▸ **Record excerpts**:
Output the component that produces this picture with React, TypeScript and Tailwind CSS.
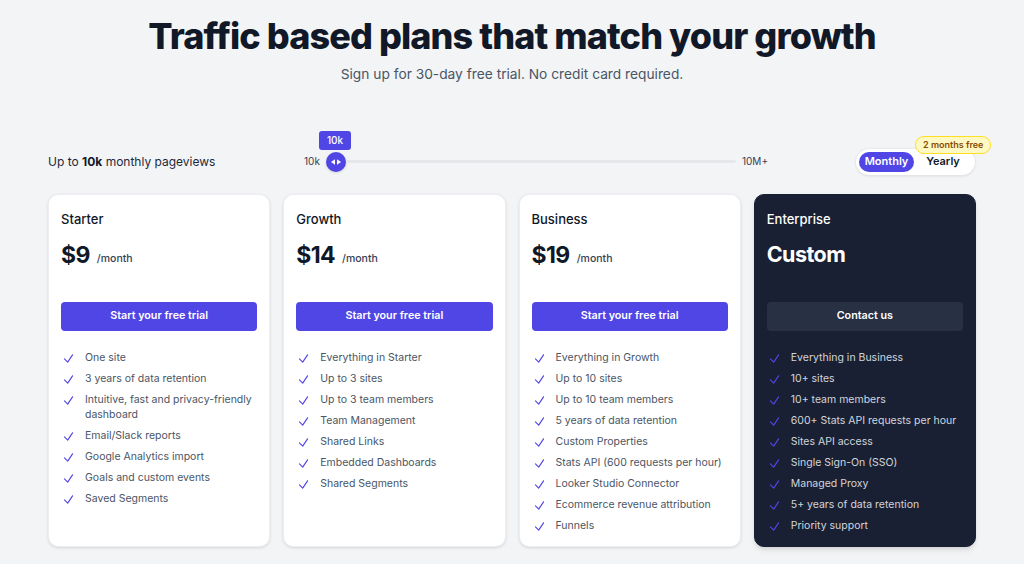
import { useState } from "react";

/* ------------------------------- Data ------------------------------------ */
type Plan = {
  name: string;
  price: string;
  cta: string;
  features: string[];
  dark?: boolean;
};

const PLANS: Plan[] = [
  {
    name: "Starter",
    price: "$9",
    cta: "Start your free trial",
    features: [
      "One site",
      "3 years of data retention",
      "Intuitive, fast and privacy-friendly dashboard",
      "Email/Slack reports",
      "Google Analytics import",
      "Goals and custom events",
      "Saved Segments",
    ],
  },
  {
    name: "Growth",
    price: "$14",
    cta: "Start your free trial",
    features: [
      "Everything in Starter",
      "Up to 3 sites",
      "Up to 3 team members",
      "Team Management",
      "Shared Links",
      "Embedded Dashboards",
      "Shared Segments",
    ],
  },
  {
    name: "Business",
    price: "$19",
    cta: "Start your free trial",
    features: [
      "Everything in Growth",
      "Up to 10 sites",
      "Up to 10 team members",
      "5 years of data retention",
      "Custom Properties",
      "Stats API (600 requests per hour)",
      "Looker Studio Connector",
      "Ecommerce revenue attribution",
      "Funnels",
    ],
  },
  {
    name: "Enterprise",
    price: "Custom",
    cta: "Contact us",
    dark: true,
    features: [
      "Everything in Business",
      "10+ sites",
      "10+ team members",
      "600+ Stats API requests per hour",
      "Sites API access",
      "Single Sign-On (SSO)",
      "Managed Proxy",
      "5+ years of data retention",
      "Priority support",
    ],
  },
];

/* ----------------------------- Pieces ------------------------------------ */
function CheckIcon() {
  return (
    <svg viewBox="0 0 24 24" fill="none" stroke="currentColor" strokeWidth={2.1} strokeLinecap="round" strokeLinejoin="round" className="w-[13px] h-[13px] mt-[1.5px] shrink-0 text-[#5046e5]">
      <path d="m4.5 12.75 6 6 9-13.5" />
    </svg>
  );
}

function PlanCard({ plan }: { plan: Plan }) {
  const dark = !!plan.dark;
  return (
    <div
      className={`rounded-[10px] px-[12px] pt-[14px] pb-[8px] flex flex-col ${
        dark
          ? "bg-[#1a2033] border border-[#1a2033] shadow-md"
          : "bg-white border border-gray-200/70 shadow-[0_1px_3px_rgba(0,0,0,0.12)]"
      }`}
    >
      <div className={`text-[13px] font-medium leading-5 ${dark ? "text-white" : "text-gray-900"}`}>{plan.name}</div>

      <div className="mt-[9px] flex items-baseline gap-[7px] h-[32px]">
        <span className={`${dark ? "text-[21.5px]" : "text-[23px]"} font-bold tracking-tight ${dark ? "text-white" : "text-gray-900"}`}>{plan.price}</span>
        {!dark && <span className="text-[10.5px] font-medium text-gray-700 relative -top-[1px]">/month</span>}
      </div>

      <button
        type="button"
        className={`mt-[32px] h-[29px] w-full rounded-[4px] text-[10.75px] font-semibold ${
          dark ? "bg-[#283043] text-white" : "bg-[#5046e5] text-white"
        }`}
      >
        {plan.cta}
      </button>

      <ul className="mt-[19.5px] flex flex-col gap-[6px]">
        {plan.features.map((f) => (
          <li key={f} className={`flex items-start gap-[10px] pl-[1px] text-[10.5px] leading-[15px] ${dark ? "text-gray-300" : "text-gray-600"}`}>
            <CheckIcon />
            <span>{f}</span>
          </li>
        ))}
      </ul>
    </div>
  );
}

/* ---------------------------- Main Component ----------------------------- */
export default function App() {
  const [yearly, setYearly] = useState(false);

  return (
    <div className="min-h-[564px] bg-[#f3f4f6] font-['Inter','Liberation_Sans',sans-serif] px-12 pt-[14px] pb-4">
      {/* Header */}
      <h1 className="text-center text-[36px] leading-[44px] font-extrabold tracking-tight text-[#111827]">
        Traffic based plans that match your growth
      </h1>
      <p className="mt-[6px] text-center text-[13.75px] text-gray-600">Sign up for 30-day free trial. No credit card required.</p>

      {/* Pageviews + billing toggle */}
      <div className="mt-[57px] flex items-center h-[40px]">
        <div className="w-[256px] text-[12px] text-gray-800">
          Up to <span className="font-bold text-gray-900">10k</span> monthly pageviews
        </div>

        <div className="w-[464px] flex items-center gap-[6px] text-[10px] text-gray-700">
          <span>10k</span>
          <div className="relative flex-1 flex items-center h-5">
            <div className="absolute -top-[21px] left-[-7px] h-[19px] px-[8px] rounded-[3px] bg-[#5046e5] text-white text-[10px] font-medium flex items-center">
              10k
            </div>
            <div className="w-5 h-5 rounded-full bg-[#5046e5] flex items-center justify-center gap-[2px] shrink-0 shadow-sm">
              <svg viewBox="0 0 6 8" className="w-[4px] h-[6px] fill-white"><path d="M6 0 0 4l6 4z" /></svg>
              <svg viewBox="0 0 6 8" className="w-[4px] h-[6px] fill-white"><path d="M0 0l6 4-6 4z" /></svg>
            </div>
            <div className="flex-1 h-[3px] rounded-full bg-gray-200" />
          </div>
          <span>10M+</span>
        </div>

        <div className="ml-auto relative mr-[1px]">
          <span className="absolute -top-[13px] left-[59px] whitespace-nowrap rounded-full border border-yellow-300 bg-yellow-100 px-[7px] py-[2px] text-[9px] font-semibold leading-3 text-yellow-800">
            2 months free
          </span>
          <div className="flex items-center h-[26px] rounded-full bg-white ring-1 ring-gray-200/70 shadow-sm p-[3px] w-[119px]">
            <button
              type="button"
              onClick={() => setYearly(false)}
              className={`h-[20px] w-[55px] rounded-full text-[11px] font-semibold ${!yearly ? "bg-[#5046e5] text-white" : "text-gray-900"}`}
            >
              Monthly
            </button>
            <button
              type="button"
              onClick={() => setYearly(true)}
              className={`h-[20px] flex-1 rounded-full text-[11px] font-semibold ${yearly ? "bg-[#5046e5] text-white" : "text-gray-900"}`}
            >
              Yearly
            </button>
          </div>
        </div>
      </div>

      {/* Plans */}
      <div className="mt-[12px] grid grid-cols-4 gap-[13px] w-[928px] h-[353px]">
        {PLANS.map((p) => (
          <PlanCard key={p.name} plan={p} />
        ))}
      </div>
    </div>
  );
}
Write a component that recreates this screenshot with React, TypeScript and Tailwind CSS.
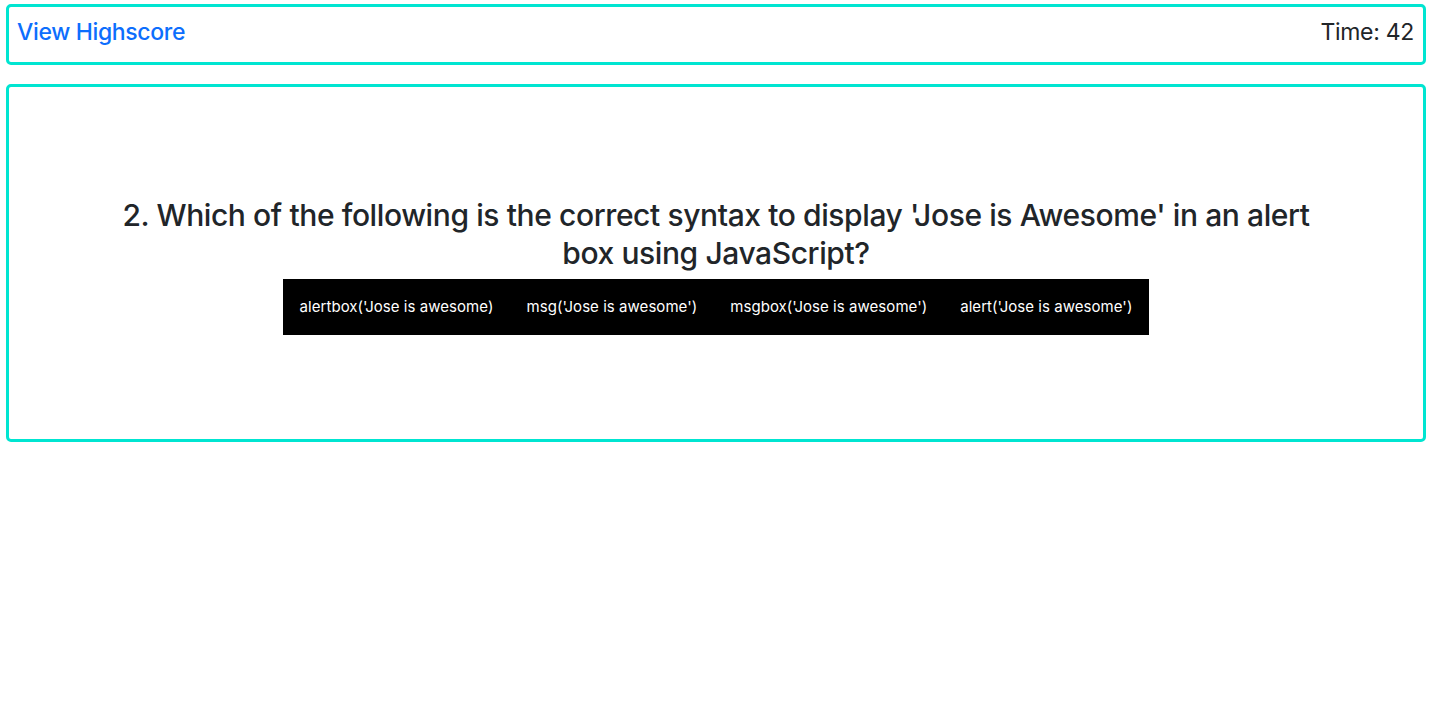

▸ **Directions**: Transcribe every line in the entries above, taking out only the images.

▸ **Full solution**:
Output the component that produces this picture with React, TypeScript and Tailwind CSS.
import { useState } from "react";

/* ------------------------------- Data ------------------------------------ */
type Plan = {
  name: string;
  price: string;
  cta: string;
  features: string[];
  dark?: boolean;
};

const PLANS: Plan[] = [
  {
    name: "Starter",
    price: "$9",
    cta: "Start your free trial",
    features: [
      "One site",
      "3 years of data retention",
      "Intuitive, fast and privacy-friendly dashboard",
      "Email/Slack reports",
      "Google Analytics import",
      "Goals and custom events",
      "Saved Segments",
    ],
  },
  {
    name: "Growth",
    price: "$14",
    cta: "Start your free trial",
    features: [
      "Everything in Starter",
      "Up to 3 sites",
      "Up to 3 team members",
      "Team Management",
      "Shared Links",
      "Embedded Dashboards",
      "Shared Segments",
    ],
  },
  {
    name: "Business",
    price: "$19",
    cta: "Start your free trial",
    features: [
      "Everything in Growth",
      "Up to 10 sites",
      "Up to 10 team members",
      "5 years of data retention",
      "Custom Properties",
      "Stats API (600 requests per hour)",
      "Looker Studio Connector",
      "Ecommerce revenue attribution",
      "Funnels",
    ],
  },
  {
    name: "Enterprise",
    price: "Custom",
    cta: "Contact us",
    dark: true,
    features: [
      "Everything in Business",
      "10+ sites",
      "10+ team members",
      "600+ Stats API requests per hour",
      "Sites API access",
      "Single Sign-On (SSO)",
      "Managed Proxy",
      "5+ years of data retention",
      "Priority support",
    ],
  },
];

/* ----------------------------- Pieces ------------------------------------ */
function CheckIcon() {
  return (
    <svg viewBox="0 0 24 24" fill="none" stroke="currentColor" strokeWidth={2.1} strokeLinecap="round" strokeLinejoin="round" className="w-[13px] h-[13px] mt-[1.5px] shrink-0 text-[#5046e5]">
      <path d="m4.5 12.75 6 6 9-13.5" />
    </svg>
  );
}

function PlanCard({ plan }: { plan: Plan }) {
  const dark = !!plan.dark;
  return (
    <div
      className={`rounded-[10px] px-[12px] pt-[14px] pb-[8px] flex flex-col ${
        dark
          ? "bg-[#1a2033] border border-[#1a2033] shadow-md"
          : "bg-white border border-gray-200/70 shadow-[0_1px_3px_rgba(0,0,0,0.12)]"
      }`}
    >
      <div className={`text-[13px] font-medium leading-5 ${dark ? "text-white" : "text-gray-900"}`}>{plan.name}</div>

      <div className="mt-[9px] flex items-baseline gap-[7px] h-[32px]">
        <span className={`${dark ? "text-[21.5px]" : "text-[23px]"} font-bold tracking-tight ${dark ? "text-white" : "text-gray-900"}`}>{plan.price}</span>
        {!dark && <span className="text-[10.5px] font-medium text-gray-700 relative -top-[1px]">/month</span>}
      </div>

      <button
        type="button"
        className={`mt-[32px] h-[29px] w-full rounded-[4px] text-[10.75px] font-semibold ${
          dark ? "bg-[#283043] text-white" : "bg-[#5046e5] text-white"
        }`}
      >
        {plan.cta}
      </button>

      <ul className="mt-[19.5px] flex flex-col gap-[6px]">
        {plan.features.map((f) => (
          <li key={f} className={`flex items-start gap-[10px] pl-[1px] text-[10.5px] leading-[15px] ${dark ? "text-gray-300" : "text-gray-600"}`}>
            <CheckIcon />
            <span>{f}</span>
          </li>
        ))}
      </ul>
    </div>
  );
}

/* ---------------------------- Main Component ----------------------------- */
export default function App() {
  const [yearly, setYearly] = useState(false);

  return (
    <div className="min-h-[564px] bg-[#f3f4f6] font-['Inter','Liberation_Sans',sans-serif] px-12 pt-[14px] pb-4">
      {/* Header */}
      <h1 className="text-center text-[36px] leading-[44px] font-extrabold tracking-tight text-[#111827]">
        Traffic based plans that match your growth
      </h1>
      <p className="mt-[6px] text-center text-[13.75px] text-gray-600">Sign up for 30-day free trial. No credit card required.</p>

      {/* Pageviews + billing toggle */}
      <div className="mt-[57px] flex items-center h-[40px]">
        <div className="w-[256px] text-[12px] text-gray-800">
          Up to <span className="font-bold text-gray-900">10k</span> monthly pageviews
        </div>

        <div className="w-[464px] flex items-center gap-[6px] text-[10px] text-gray-700">
          <span>10k</span>
          <div className="relative flex-1 flex items-center h-5">
            <div className="absolute -top-[21px] left-[-7px] h-[19px] px-[8px] rounded-[3px] bg-[#5046e5] text-white text-[10px] font-medium flex items-center">
              10k
            </div>
            <div className="w-5 h-5 rounded-full bg-[#5046e5] flex items-center justify-center gap-[2px] shrink-0 shadow-sm">
              <svg viewBox="0 0 6 8" className="w-[4px] h-[6px] fill-white"><path d="M6 0 0 4l6 4z" /></svg>
              <svg viewBox="0 0 6 8" className="w-[4px] h-[6px] fill-white"><path d="M0 0l6 4-6 4z" /></svg>
            </div>
            <div className="flex-1 h-[3px] rounded-full bg-gray-200" />
          </div>
          <span>10M+</span>
        </div>

        <div className="ml-auto relative mr-[1px]">
          <span className="absolute -top-[13px] left-[59px] whitespace-nowrap rounded-full border border-yellow-300 bg-yellow-100 px-[7px] py-[2px] text-[9px] font-semibold leading-3 text-yellow-800">
            2 months free
          </span>
          <div className="flex items-center h-[26px] rounded-full bg-white ring-1 ring-gray-200/70 shadow-sm p-[3px] w-[119px]">
            <button
              type="button"
              onClick={() => setYearly(false)}
              className={`h-[20px] w-[55px] rounded-full text-[11px] font-semibold ${!yearly ? "bg-[#5046e5] text-white" : "text-gray-900"}`}
            >
              Monthly
            </button>
            <button
              type="button"
              onClick={() => setYearly(true)}
              className={`h-[20px] flex-1 rounded-full text-[11px] font-semibold ${yearly ? "bg-[#5046e5] text-white" : "text-gray-900"}`}
            >
              Yearly
            </button>
          </div>
        </div>
      </div>

      {/* Plans */}
      <div className="mt-[12px] grid grid-cols-4 gap-[13px] w-[928px] h-[353px]">
        {PLANS.map((p) => (
          <PlanCard key={p.name} plan={p} />
        ))}
      </div>
    </div>
  );
}
Write a component that recreates this screenshot with React, TypeScript and Tailwind CSS.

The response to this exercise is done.